Decide What's Appropriate
The safest thinking is that your wedding day is all about you so everything else should take a
backseat. You don't want anything to take the focus off of the bride, but it's up to you to decide
what you're comfortable with and what's a good reflection of your personality and lifestyle.
If you're an engineer at Google marrying a designer from Facebook and you live and breathe
everything online then maybe it's OK for the best man to wear a Google Glass headset to
document the big day. If, however, you're getting married at the old money country club that your family has belonged to for 100 years, you'll probably need to tone things down a bit. That said, you can still livestream the ceremony, just make sure that it's from an iPad that's hidden behind some flowers and guaranteed not to distract.
Also, decide what's appropriate for the varying demographics that comprise your guest list.
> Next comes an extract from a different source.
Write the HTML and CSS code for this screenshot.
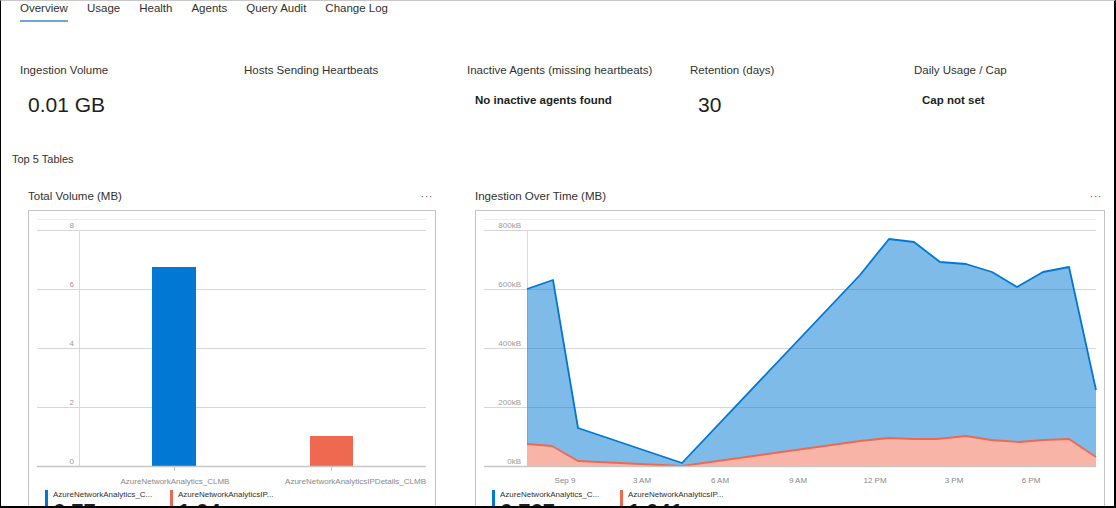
FILE: index.html
```html
<!DOCTYPE html>
<html lang="en">
<head>
<meta charset="utf-8">
<title>Workspace Usage</title>
<link rel="stylesheet" href="styles.css">
</head>
<body>
<div class="frame">
  <nav class="tabs">
    <span class="tab active">Overview</span>
    <span class="tab">Usage</span>
    <span class="tab">Health</span>
    <span class="tab">Agents</span>
    <span class="tab">Query Audit</span>
    <span class="tab">Change Log</span>
  </nav>

  <section class="metrics">
    <div class="metric">
      <div class="metric-label">Ingestion Volume</div>
      <div class="metric-big">0.01 GB</div>
    </div>
    <div class="metric">
      <div class="metric-label">Hosts Sending Heartbeats</div>
    </div>
    <div class="metric">
      <div class="metric-label">Inactive Agents (missing heartbeats)</div>
      <div class="metric-text">No inactive agents found</div>
    </div>
    <div class="metric">
      <div class="metric-label">Retention (days)</div>
      <div class="metric-big">30</div>
    </div>
    <div class="metric">
      <div class="metric-label">Daily Usage / Cap</div>
      <div class="metric-text">Cap not set</div>
    </div>
  </section>

  <h3 class="section-title">Top 5 Tables</h3>

  <div class="charts">
    <div class="chart chart-volume">
      <div class="chart-head"><span class="chart-title">Total Volume (MB)</span><span class="more">···</span></div>
      <div class="chart-box">
        <svg class="plot" width="406" height="279" viewBox="0 0 406 279">
          <line class="g-top" x1="8" x2="397" y1="8.5" y2="8.5"/>
          <line class="g" x1="8" x2="397" y1="19.5" y2="19.5"/>
          <line class="g" x1="8" x2="397" y1="78.5" y2="78.5"/>
          <line class="g" x1="8" x2="397" y1="137.5" y2="137.5"/>
          <line class="g" x1="8" x2="397" y1="196.5" y2="196.5"/>
          <line class="axis-v" x1="50.5" x2="50.5" y1="19" y2="255"/>
          <text class="ylab" x="45" y="17">8</text>
          <text class="ylab" x="45" y="76">6</text>
          <text class="ylab" x="45" y="135">4</text>
          <text class="ylab" x="45" y="194">2</text>
          <text class="ylab" x="45" y="253">0</text>
          <rect x="123" y="56" width="44" height="199" fill="#0078d4"/>
          <rect x="281" y="225" width="43" height="30" fill="#ef6950"/>
          <line class="base" x1="8" x2="397" y1="255.5" y2="255.5"/>
          <line class="tick" x1="145.5" x2="145.5" y1="256" y2="260"/>
          <line class="tick" x1="302.5" x2="302.5" y1="256" y2="260"/>
          <text class="xlab" x="146" y="273" text-anchor="middle">AzureNetworkAnalytics_CLMB</text>
          <text class="xlab" x="397" y="273" text-anchor="end">AzureNetworkAnalyticsIPDetails_CLMB</text>
        </svg>
        <div class="legend">
          <div class="legend-item blue">
            <div class="legend-name">AzureNetworkAnalytics_C...</div>
            <div class="legend-value">6.77</div>
          </div>
          <div class="legend-item red">
            <div class="legend-name">AzureNetworkAnalyticsIP...</div>
            <div class="legend-value">1.04</div>
          </div>
        </div>
      </div>
    </div>

    <div class="chart chart-time">
      <div class="chart-head"><span class="chart-title">Ingestion Over Time (MB)</span><span class="more">···</span></div>
      <div class="chart-box">
        <svg class="plot" width="628" height="279" viewBox="0 0 628 279">
          <line class="g-top" x1="8" x2="620" y1="8.5" y2="8.5"/>
          <line class="g" x1="8" x2="620" y1="19.5" y2="19.5"/>
          <line class="g" x1="8" x2="620" y1="78.5" y2="78.5"/>
          <line class="g" x1="8" x2="620" y1="137.5" y2="137.5"/>
          <line class="g" x1="8" x2="620" y1="196.5" y2="196.5"/>
          <line class="axis-v" x1="51.5" x2="51.5" y1="19" y2="255"/>
          <text class="ylab" x="45" y="17">800kB</text>
          <text class="ylab" x="45" y="76">600kB</text>
          <text class="ylab" x="45" y="135">400kB</text>
          <text class="ylab" x="45" y="194">200kB</text>
          <text class="ylab" x="45" y="253">0kB</text>
          <path class="area-blue" d="M51,255 L51,78 L77,69 L102,217 L206,252 L384,64 L413,28 L438,31 L464,51 L490,53 L516,61 L541,76 L567,61 L593,56 L620,179 L620,255 Z"/>
          <polyline class="line-blue" points="51,78 77,69 102,217 206,252 384,64 413,28 438,31 464,51 490,53 516,61 541,76 567,61 593,56 620,179"/>
          <path class="area-red" d="M51,255 L51,233 L76,235 L102,250 L206,255 L384,230 L413,227 L438,228 L461,228 L490,225 L515,229 L543,231 L567,229 L593,228 L620,246 L620,255 Z"/>
          <polyline class="line-red" points="51,233 76,235 102,250 206,255 384,230 413,227 438,228 461,228 490,225 515,229 543,231 567,229 593,228 620,246"/>
          <line class="base" x1="8" x2="620" y1="255.5" y2="255.5"/>
          <text class="xlab" x="89" y="272" text-anchor="middle">Sep 9</text>
          <text class="xlab" x="166" y="272" text-anchor="middle">3 AM</text>
          <text class="xlab" x="244" y="272" text-anchor="middle">6 AM</text>
          <text class="xlab" x="322" y="272" text-anchor="middle">9 AM</text>
          <text class="xlab" x="399" y="272" text-anchor="middle">12 PM</text>
          <text class="xlab" x="478" y="272" text-anchor="middle">3 PM</text>
          <text class="xlab" x="555" y="272" text-anchor="middle">6 PM</text>
        </svg>
        <div class="legend">
          <div class="legend-item blue wide">
            <div class="legend-name">AzureNetworkAnalytics_C...</div>
            <div class="legend-value">6.767</div>
          </div>
          <div class="legend-item red wide">
            <div class="legend-name">AzureNetworkAnalyticsIP...</div>
            <div class="legend-value">1.041</div>
          </div>
        </div>
      </div>
    </div>
  </div>
</div>
</body>
</html>
```

FILE: styles.css
```css
html, body {
  margin: 0;
  padding: 0;
  background: #ffffff;
}

body {
  font-family: "Liberation Sans", Arial, sans-serif;
  color: #323130;
}

.frame {
  box-sizing: border-box;
  width: 1116px;
  height: 508px;
  border-top: 1px solid #c8c8c8;
  border-left: 1px solid #000000;
  border-right: 2px solid #000000;
  border-bottom: 2px solid #000000;
  overflow: hidden;
}

/* Tabs */
.tabs {
  display: flex;
  gap: 19px;
  padding-left: 19px;
  height: 21px;
}

.tab {
  font-size: 11.5px;
  line-height: 14px;
  height: 19px;
  color: #323130;
  box-sizing: border-box;
  border-bottom: 2px solid transparent;
  padding-bottom: 5px;
  height: 21px;
}

.tab.active {
  border-bottom-color: #6ea4db;
}

/* Metrics */
.metrics {
  display: grid;
  grid-template-columns: 224px 223px 223px 224px 1fr;
  padding-left: 19px;
  margin-top: 41px;
}

.metric-label {
  font-size: 11.5px;
  line-height: 14px;
  color: #323130;
}

.metric-big {
  font-size: 21px;
  line-height: 26px;
  margin-top: 15px;
  padding-left: 8px;
  color: #201f1e;
}

.metric-text {
  font-size: 11.5px;
  line-height: 14px;
  font-weight: bold;
  margin-top: 16px;
  padding-left: 8px;
  color: #201f1e;
}

.section-title {
  margin: 34px 0 0 11px;
  font-size: 11px;
  line-height: 14px;
  font-weight: normal;
  color: #323130;
}

/* Charts */
.charts {
  display: flex;
  gap: 39px;
  padding-left: 27px;
  margin-top: 23px;
}

.chart-volume { width: 408px; }
.chart-time { width: 630px; }

.chart-head {
  display: flex;
  justify-content: space-between;
  align-items: center;
  height: 14px;
  margin-bottom: 7px;
}

.chart-title {
  font-size: 11.5px;
  line-height: 14px;
  color: #323130;
}

.more {
  font-size: 11px;
  line-height: 14px;
  letter-spacing: 0.5px;
  color: #605e5c;
  padding-right: 3px;
}

.chart-box {
  box-sizing: border-box;
  border: 1px solid #c4c4c4;
  height: 320px;
}

.plot {
  display: block;
}

.plot text {
  font-family: "Liberation Sans", Arial, sans-serif;
}

.g-top { stroke: #ececec; stroke-width: 1; }
.g { stroke: #d6d6d6; stroke-width: 1; }
.base { stroke: #c8c6c4; stroke-width: 1.5; }
.axis-v { stroke: #dadada; stroke-width: 1; }
.tick { stroke: #c8c6c4; stroke-width: 1; }

.ylab {
  font-size: 8px;
  fill: #9a9a9a;
  text-anchor: end;
}

.xlab {
  font-size: 8px;
  fill: #8a8886;
}

.area-blue { fill: #0078d4; fill-opacity: 0.5; }
.line-blue { fill: none; stroke: #0078d4; stroke-width: 1.8; stroke-linejoin: round; }
.area-red { fill: #f7b4a7; }
.line-red { fill: none; stroke: #ef6950; stroke-width: 1.8; stroke-linejoin: round; }

.legend {
  display: flex;
  padding-left: 16px;
}

.legend-item {
  box-sizing: border-box;
  width: 125px;
  padding-left: 5px;
  border-left: 3px solid #0078d4;
}

.legend-item.wide { width: 128px; }
.legend-item.red { border-left-color: #ef6950; }

.legend-name {
  font-size: 8px;
  line-height: 10px;
  color: #323130;
  white-space: nowrap;
}

.legend-value {
  font-size: 22px;
  line-height: 24px;
  font-weight: bold;
  color: #201f1e;
}
```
You
may want to orchestrate every aspect of your wedding from your laptop, but grandma is
probably still looking for that intricate invitation in the mail instead of an Evite.
Have a Goal in Mind
Finally, it's important to keep in mind that any technology you introduce to your wedding has to
serve a purpose. Do you want to capture lots of photos from guests? Try a photo gathering service like HitchedPic. Do you want to share the event live with remote guests who can't make
it? You've got lots of choices like Facetime, Google Hangouts and Skype. Your wedding is
completely up to you so feel free to go nuts with techie touches if they serve a need and fit your
personality. Just because your best friend had a Makerbot printing the icing on their cake doesn't mean that you have to. But seriously, if you have a Makerbot printing the cake at your wedding, I'd like to come or at least see a picture.